I'm pretty good at math but like with computers, I don't have the compulsion to dive deep into an unfamiliar domain just for the sake of it. So commenting on the article: cool, now I know how these problems are formed and in the very unlikely domain I'll need to produce one, I know where to look. Likely this will never happen, though.

> seems like a highly particular / specialized area of mathematics. It's like computer science, can't know them all

As a non-mathy, I'm interested in whether the idea that being good/able to provide proofs in one area, automagically makes one proficient in another is customary in the field or rejected quite early on when choosing a math specialisation?

It is not typical that being good in one area of mathematics makes one proficient in another — mathematics has a lot of depth, and to reach the frontier in any specialization requires years of study. However:

- There are skills that carry over; these are usually known by the name "mathematical maturity" https://en.wikipedia.org/w/index.php?title=Mathematical_matu...

- There is a story/legend told about Erdős, where he was so good at problem-solving/proofs that he once solved a problem in another area after asking for the definitions of the terms in the problem. (The fact that this story is told illustrates that it is not commonplace.)

Well there is common stuff that one must be familiar with to be proficient and marginal stuff that you can get by without knowing because chances is you're not going to need it.

Like take for instance financial mathematics where I had some special interest, it's totally oblivious to areas such as geometry or number theory.
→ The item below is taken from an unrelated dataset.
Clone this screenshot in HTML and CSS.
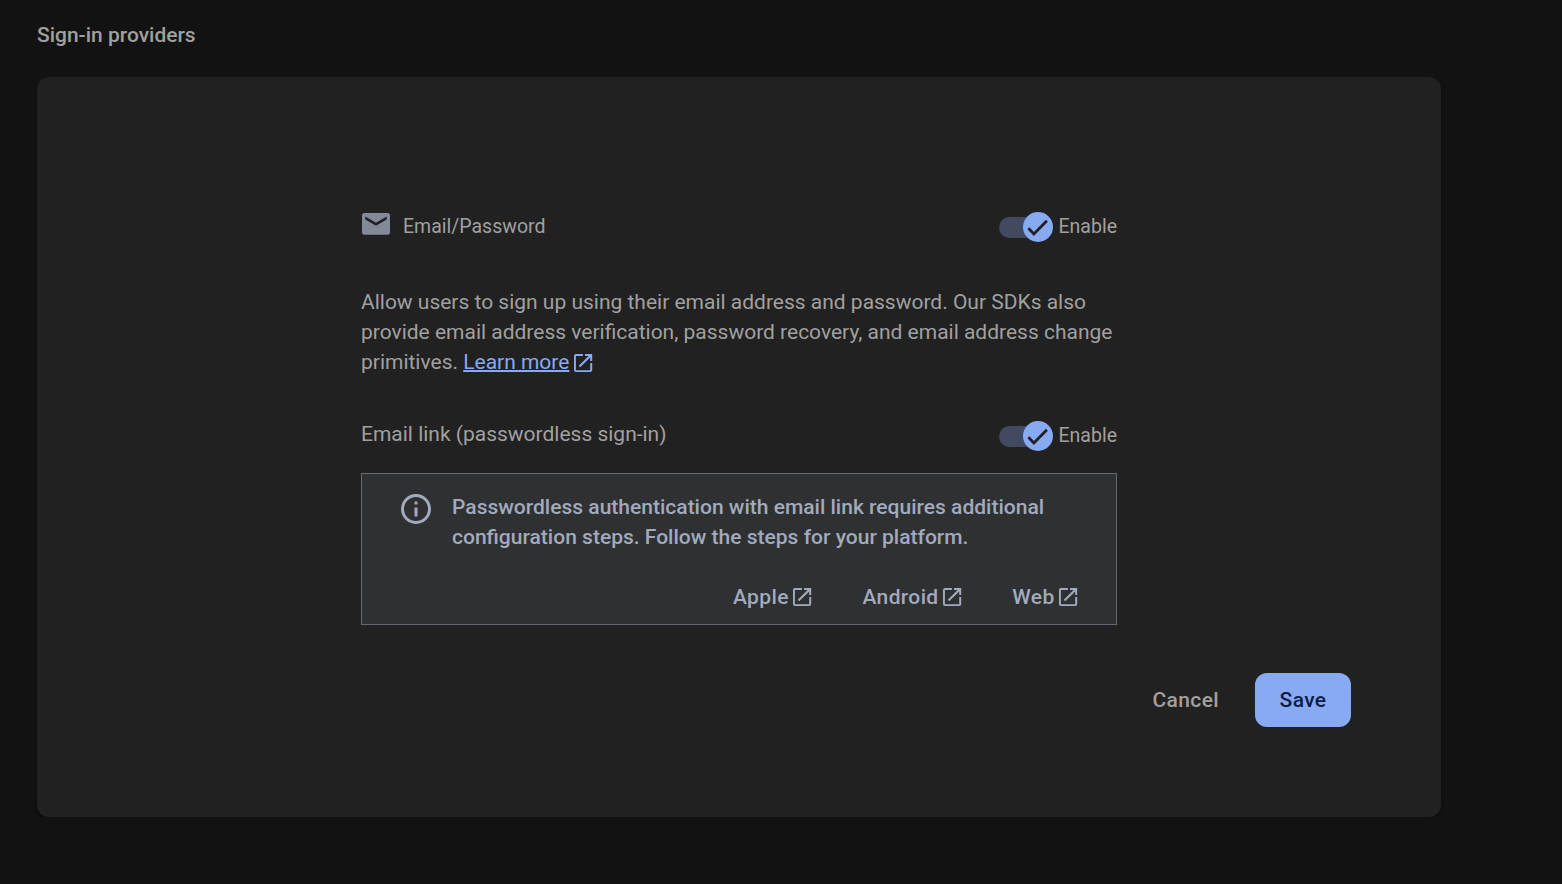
FILE: index.html
```html
<!DOCTYPE html>
<html lang="en">
<head>
<meta charset="utf-8">
<title>Sign-in providers</title>
<link rel="stylesheet" href="styles.css">
</head>
<body>
<svg width="0" height="0" class="defs" aria-hidden="true">
  <symbol id="open" viewBox="0 0 24 24"><path d="M19.200 19.200H4.900V4.900h7V3H5a2 2 0 0 0-2 2v14a2 2 0 0 0 2 2h14.200c1.100 0 2-.9 2-2v-7h-2v7.200zM14 3v2h3.590l-9.830 9.830 1.410 1.410L19.200 6.410V10h2V3h-7.200z"/></symbol>
  <symbol id="check" viewBox="0 0 30 30"><path d="M5.400 16.200l5.500 5.700L23.900 8.800" fill="none" stroke="currentColor" stroke-width="2.800"/></symbol>
</svg>
<main class="page">
  <h1 class="title">Sign-in providers</h1>
  <section class="card">
    <div class="form">
      <div class="row">
        <div class="provider">
          <svg class="mail" viewBox="0 0 28 22"><path d="M2.500 0h23A2.500 2.500 0 0 1 28 2.500v16.700a2.500 2.500 0 0 1-2.500 2.500h-23A2.500 2.500 0 0 1 0 19.200V2.500A2.500 2.500 0 0 1 2.500 0zm22.200 6.500V3.500L14 9.700 3.300 3.500v3L14 12.700z"/></svg>
          <span>Email/Password</span>
        </div>
        <div class="toggle"><span class="track"><span class="thumb"><svg><use href="#check"/></svg></span></span><span class="toggle-label">Enable</span></div>
      </div>
      <p class="description">Allow users to sign up using their email address and password. Our SDKs also<br>provide email address verification, password recovery, and email address change<br>primitives. <a class="learn"><span class="underlined">Learn more</span><svg class="open"><use href="#open"/></svg></a></p>
      <div class="row">
        <span class="link-label">Email link (passwordless sign-in)</span>
        <div class="toggle"><span class="track"><span class="thumb"><svg><use href="#check"/></svg></span></span><span class="toggle-label">Enable</span></div>
      </div>
      <div class="notice">
        <div class="notice-body">
          <svg class="info" viewBox="0 0 24 24"><path d="M11 7h2v2h-2zm0 4h2v6h-2zm1-9a10 10 0 1 0 0 20 10 10 0 0 0 0-20zm0 18a8 8 0 1 1 0-16 8 8 0 0 1 0 16z"/></svg>
          <p class="notice-text">Passwordless authentication with email link requires additional<br>configuration steps. Follow the steps for your platform.</p>
        </div>
        <div class="platforms">
          <a class="platform">Apple<svg class="open"><use href="#open"/></svg></a>
          <a class="platform">Android<svg class="open"><use href="#open"/></svg></a>
          <a class="platform">Web<svg class="open"><use href="#open"/></svg></a>
        </div>
      </div>
    </div>
    <div class="actions">
      <button class="button cancel">Cancel</button>
      <button class="button save">Save</button>
    </div>
  </section>
</main>
</body>
</html>
```
FILE: styles.css
```css
* { box-sizing: border-box; }
body { margin: 0; background: #121212; color: #a0a0a0; font-family: Roboto, sans-serif; font-size: 20.99px; line-height: 30px; }
svg { fill: currentColor; flex: none; }
.defs { position: absolute; }
.page { padding: 20px 121px 0 37px; }
.title { margin: 0 0 27px; font-size: 20.98px; font-weight: 500; line-height: 30px; }
.card { height: 740px; padding: 134px 90px 0 324px; border-radius: 12px; background: #212121; box-shadow: 0 2px 3px rgba(0, 0, 0, .45); }
.form { width: 756px; }
.row { display: flex; align-items: center; justify-content: space-between; height: 32px; }
.provider { display: flex; align-items: center; margin-top: -1px; font-size: 19.5px; }
.mail { width: 28px; height: 22px; margin: -5px 13px 0 1px; color: #828999; }
.toggle { display: flex; align-items: center; gap: 6px; font-size: 19.5px; }
.toggle-label { margin-top: -1px; }
.link-label { margin-top: -4px; }
.track { display: flex; align-items: center; justify-content: flex-end; width: 54px; height: 21px; border-radius: 11px; background: #414a60; }
.thumb { display: grid; place-items: center; flex: none; width: 30px; height: 30px; border-radius: 50%; background: #87aaf3; color: #202124; }
.thumb svg { width: 30px; height: 30px; }
.description { margin: 44px 0 43px; white-space: nowrap; }
.learn { color: #87aaf3; }
.underlined { text-decoration: underline; text-decoration-thickness: 2px; }
.open { width: 24px; height: 24px; }
.learn .open { margin: -7px 0 0 1.5px; vertical-align: -6px; }
.notice { height: 152px; margin-top: 21px; border: 1px solid #646973; background: #2e3032; padding: 18px 36px 0; color: #a2aabd; font-size: 21.02px; font-weight: 500; }
.notice-body { display: flex; }
.info { width: 36px; height: 36px; margin: -1px 18px 0 0; }
.notice-text { margin: 0; white-space: nowrap; }
.platforms { display: flex; justify-content: flex-end; gap: 48.3px; margin-top: 30px; letter-spacing: .36px; }
.platform { display: flex; align-items: center; gap: 1.4px; }
.actions { display: flex; justify-content: flex-end; gap: 12px; margin-top: 48px; }
.button { height: 54px; padding: 0 24px; border: 0; border-radius: 12px; background: none; color: #a0a0a0; font: 500 21px Roboto, sans-serif; letter-spacing: .36px; }
.save { width: 96px; background: #87aaf3; color: #0d1d47; }
```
I never had to figure out if a polynomial is divisible by 6 for instance :)

Like computer science, there's the common algorithms stuff but being an expert in web development doesn't help you much in writing high frequency trading server code, and the other way around.

Given p(n) = 7n^3 + n:

If n is even, we can choose some m such that n = 2m, and p(n) = p(2m) = 7 * 8m^3 + 2m = 2 * (7 * 4m^3 + m), which is divisible by 2 since we could factor out the 2 at the start.

If n is odd, similarly we can say n = 2m + 1. p(2m) = 7 * (2m + 1)^3 + (2m + 1) = 56m^3 + 84m^2 + 44m + 8 = 2 * (28m^3 + 42m^2 + 22m + 4), which is also divisible by 2 per the 2 at the start.
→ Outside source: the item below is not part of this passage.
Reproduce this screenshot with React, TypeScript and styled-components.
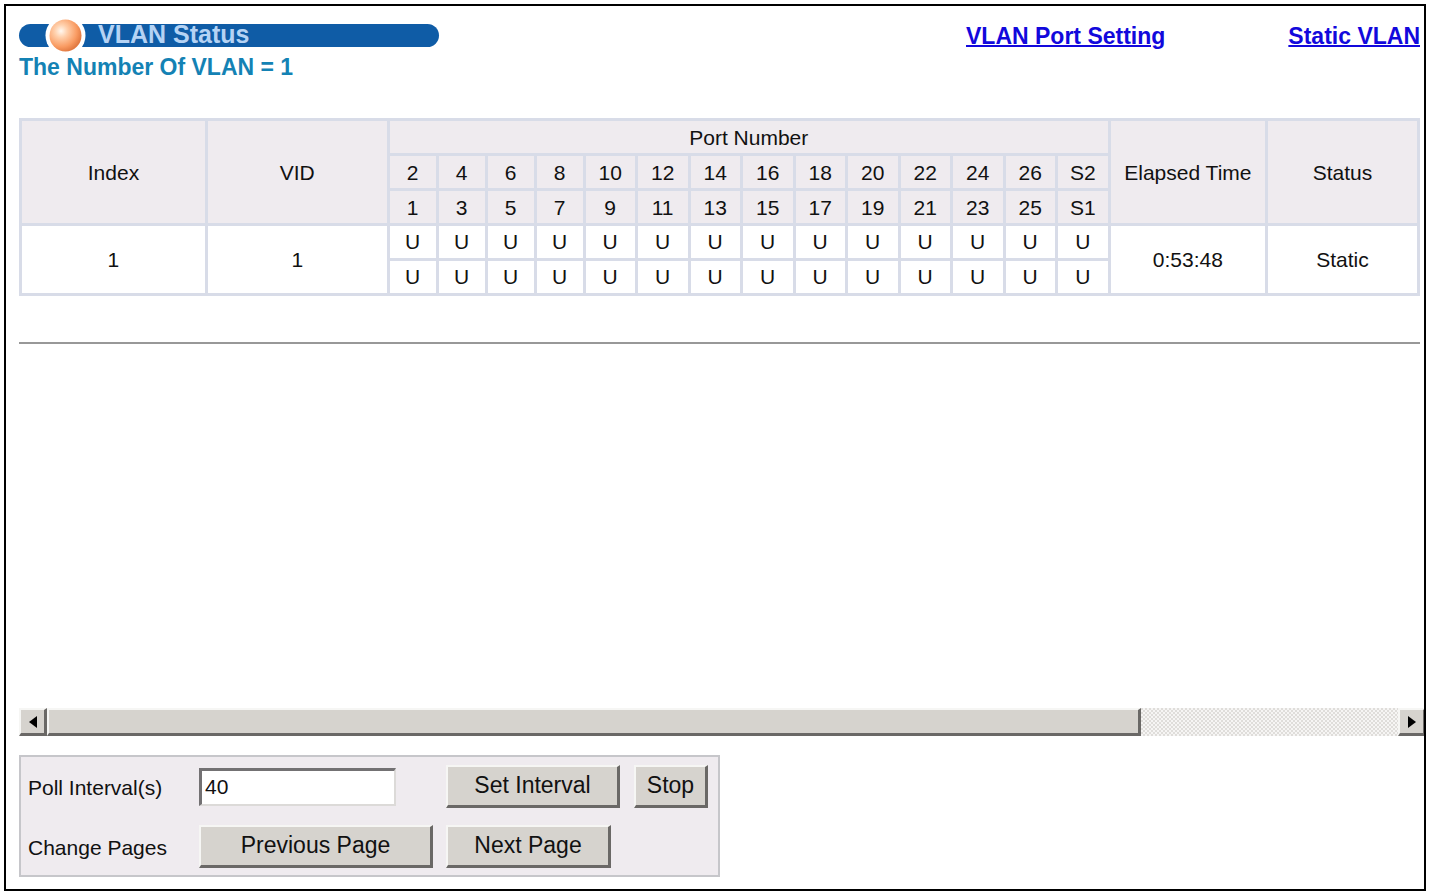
import React, { useState } from "react";
import styled, { createGlobalStyle } from "styled-components";

const GlobalStyle = createGlobalStyle`
  *, *::before, *::after { box-sizing: border-box; }
  body {
    margin: 0;
    background: #fff;
    color: #111;
    font-family: "Liberation Sans", Arial, Helvetica, sans-serif;
    font-size: 21px;
  }
`;

const Frame = styled.div`
  display: flex;
  flex-direction: column;
  min-height: calc(100vh - 8px);
  margin: 4px 3px 4px 4px;
  padding: 18px 0 12px 13px;
  border: 2px solid #000;
  overflow: hidden;
`;

const Content = styled.main`
  flex: 1;
  padding-right: 4px;
`;

const Header = styled.header`
  display: flex;
  align-items: flex-start;
  justify-content: space-between;
`;

const TitleBar = styled.div`
  display: flex;
  align-items: flex-start;
  width: 420px;
  height: 23px;
  padding-left: 26px;
  border-radius: 12px;
  background: #0f5ca6;
`;

const Ball = styled.svg`
  flex: none;
  width: 40px;
  height: 23px;
  overflow: visible;
`;

const Title = styled.h1`
  margin: 0 0 0 13px;
  color: #b5d3f4;
  font-size: 25px;
  line-height: 20px;
`;

const Links = styled.nav`
  display: flex;
  gap: 123px;
`;

const NavLink = styled.a`
  color: #1208dc;
  font-size: 23px;
  font-weight: bold;
  line-height: 25px;
  text-decoration-thickness: 2px;
  white-space: nowrap;
`;

const Summary = styled.h2`
  margin: 5px 0 38px;
  color: #1482b4;
  font-size: 23px;
  line-height: 26px;
`;

const Table = styled.table`
  width: 100%;
  table-layout: fixed;
  border-collapse: collapse;
  text-align: center;
`;

const Col = styled.col<{ $w?: string }>`
  width: ${(p) => p.$w ?? "auto"};
`;

const HeadCell = styled.th`
  height: 35px;
  padding: 2px 0 0;
  border: 3px solid #d8dce8;
  background: #efebef;
  font-weight: normal;
  line-height: 24px;
  white-space: nowrap;
`;

const Cell = styled.td`
  height: 35px;
  padding: 0;
  border: 3px solid #d8dce8;
  line-height: 24px;
`;

const Rule = styled.hr`
  height: 2px;
  margin: 46px 0 0;
  border: 0;
  background: #989898;
`;

const ScrollBar = styled.div`
  display: flex;
  height: 28px;
  margin: 0 -2px 19px 0;
`;

const raised = `
  border-style: solid;
  border-width: 2px 3px 3px 2px;
  border-color: #f6f6f4 #6a6866 #6a6866 #f6f6f4;
  background: #d6d3ce;
`;

const ArrowButton = styled.button`
  display: flex;
  flex: none;
  align-items: center;
  justify-content: center;
  width: 28px;
  padding: 0;
  ${raised}
`;

const Track = styled.div`
  flex: 1;
  background: repeating-conic-gradient(#dfddda 0 25%, #f6f5f4 0 50%) 0 0 / 4px 4px;
`;

const Thumb = styled.div`
  width: 81%;
  height: 100%;
  ${raised}
`;

const Panel = styled.form`
  display: grid;
  grid-template-columns: 171px 247px 188px auto;
  grid-auto-rows: 43px;
  row-gap: 17px;
  align-items: center;
  justify-items: start;
  align-self: flex-start;
  padding: 8px 10px 7px 7px;
  border: 2px solid #c6c6ca;
  background: #efebef;
  white-space: nowrap;
`;

const Label = styled.label`
  padding-top: 2px;
  line-height: 24px;
`;

const PanelText = styled.span`
  padding-top: 2px;
  line-height: 24px;
`;

const TextBox = styled.input`
  width: 197px;
  height: 38px;
  padding: 0 3px;
  border-style: solid;
  border-width: 3px 2px 2px 3px;
  border-color: #737173 #dcdad8 #dcdad8 #737173;
  background: #fff;
  color: #111;
  font: inherit;
`;

const Button = styled.button<{ $width: number }>`
  width: ${(p) => p.$width}px;
  height: 43px;
  padding: 0 0 2px;
  ${raised}
  color: #111;
  font: inherit;
  font-size: 23px;
`;

const upper = ["2", "4", "6", "8", "10", "12", "14", "16", "18", "20", "22", "24", "26", "S2"];
const lower = ["1", "3", "5", "7", "9", "11", "13", "15", "17", "19", "21", "23", "25", "S1"];

// Single-digit ports get the narrower columns.
const portWidth = (i: number) => (i < 4 ? "49px" : i % 2 ? "53px" : "52px");

export default function App() {
  const [interval, setPollInterval] = useState("40");

  return (
    <>
      <GlobalStyle />
      <Frame>
        <Content>
          <Header>
            <TitleBar>
              <Ball viewBox="0 0 40 23" aria-hidden="true">
                <defs>
                  <radialGradient id="ball" cx="36%" cy="36%" r="66%">
                    <stop offset="0" stopColor="#fff8f0" />
                    <stop offset="0.3" stopColor="#ffd0ac" />
                    <stop offset="0.75" stopColor="#f99b62" />
                    <stop offset="1" stopColor="#e27a42" />
                  </radialGradient>
                </defs>
                <circle cx="20.5" cy="11.5" r="20" fill="#fff" />
                <circle cx="20.5" cy="11.5" r="16" fill="url(#ball)" />
              </Ball>
              <Title>VLAN Status</Title>
            </TitleBar>
            <Links>
              <NavLink href="#port-setting">VLAN Port Setting</NavLink>
              <NavLink href="#static-vlan">Static VLAN</NavLink>
            </Links>
          </Header>
          <Summary>The Number Of VLAN = 1</Summary>
          <Table>
            <colgroup>
              <Col $w="13.3%" />
              <Col $w="13%" />
              {upper.map((port, i) => (
                <Col key={port} $w={portWidth(i)} />
              ))}
              <Col $w="157px" />
              <Col />
            </colgroup>
            <thead>
              <tr>
                <HeadCell rowSpan={3}>Index</HeadCell>
                <HeadCell rowSpan={3}>VID</HeadCell>
                <HeadCell colSpan={14}>Port Number</HeadCell>
                <HeadCell rowSpan={3}>Elapsed Time</HeadCell>
                <HeadCell rowSpan={3}>Status</HeadCell>
              </tr>
              <tr>{upper.map((port) => <HeadCell key={port}>{port}</HeadCell>)}</tr>
              <tr>{lower.map((port) => <HeadCell key={port}>{port}</HeadCell>)}</tr>
            </thead>
            <tbody>
              <tr>
                <Cell rowSpan={2}>1</Cell>
                <Cell rowSpan={2}>1</Cell>
                {upper.map((port) => <Cell key={port}>U</Cell>)}
                <Cell rowSpan={2}>0:53:48</Cell>
                <Cell rowSpan={2}>Static</Cell>
              </tr>
              <tr>{lower.map((port) => <Cell key={port}>U</Cell>)}</tr>
            </tbody>
          </Table>
          <Rule />
        </Content>
        <ScrollBar>
          <ArrowButton type="button" aria-label="Scroll left">
            <svg width="8" height="12" viewBox="0 0 8 12"><path d="M8 0v12L0 6z" /></svg>
          </ArrowButton>
          <Track>
            <Thumb />
          </Track>
          <ArrowButton type="button" aria-label="Scroll right">
            <svg width="8" height="12" viewBox="0 0 8 12"><path d="M0 0v12l8-6z" /></svg>
          </ArrowButton>
        </ScrollBar>
        <Panel onSubmit={(e) => e.preventDefault()}>
          <Label htmlFor="poll">Poll Interval(s)</Label>
          <TextBox id="poll" value={interval} onChange={(e) => setPollInterval(e.target.value)} />
          <Button type="submit" $width={174}>Set Interval</Button>
          <Button type="button" $width={74}>Stop</Button>
          <PanelText>Change Pages</PanelText>
          <Button type="button" $width={234}>Previous Page</Button>
          <Button type="button" $width={165}>Next Page</Button>
        </Panel>
      </Frame>
    </>
  );
}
> but not to write the exercises

As the post mentions in passing, the integer-valued polynomials are completely characterized by the property that when written as a sum of {c_i (x choose i)}, all the coefficients c_i are integers. I imagine this is where most of the exercises actually come from. For example, using [3 1 4 1 5 9], the polynomial {3 + 1·x + 4·x(x-1)/2 + 1·x(x-1)(x-2)/6 + 5·x(x-1)(x-2)(x-3)/24 + 9·x(x-1)(x-2)(x-3)(x-4)/120} simplifies to 1/120 (9x^5 - 65x^4 + 185x^3 + 5x^2 - 14x + 360), so you could use it to generate exercises like:

- Prove that 9x^5 - 65x^4 + 185x^3 + 5x^2 - 14x + 360 is always a multiple of 120

(or 5, or any divisor of 120).

7n^3 +n (mod 2) = 1 n^3 + n = n + n = 2*n = 0*n = 0

And a proof by "counting something":

1 + 2 + ... + n = n(n+1)/2

2 divides n(n+1), n(n+1) = 2m

7 * n^3 + n =

2*(3*n^3 + n) + n^3 - n =

2*(3*n^3 + n) + n(n+1)(n-1) =

2*(3*n^3 + n + m(n-1))

n = 0 or 1 modulo 2. So we have to check out only two cases module 2, and these cases trivial. To prove the problem note that 6 = 2 * 3 and then is trivial to see that the polynomial is=0 modulo 2 if n=0,1 modulo 6and then check it is =0 modulo 3 for n=0,1,2 modulo 3 and you are done.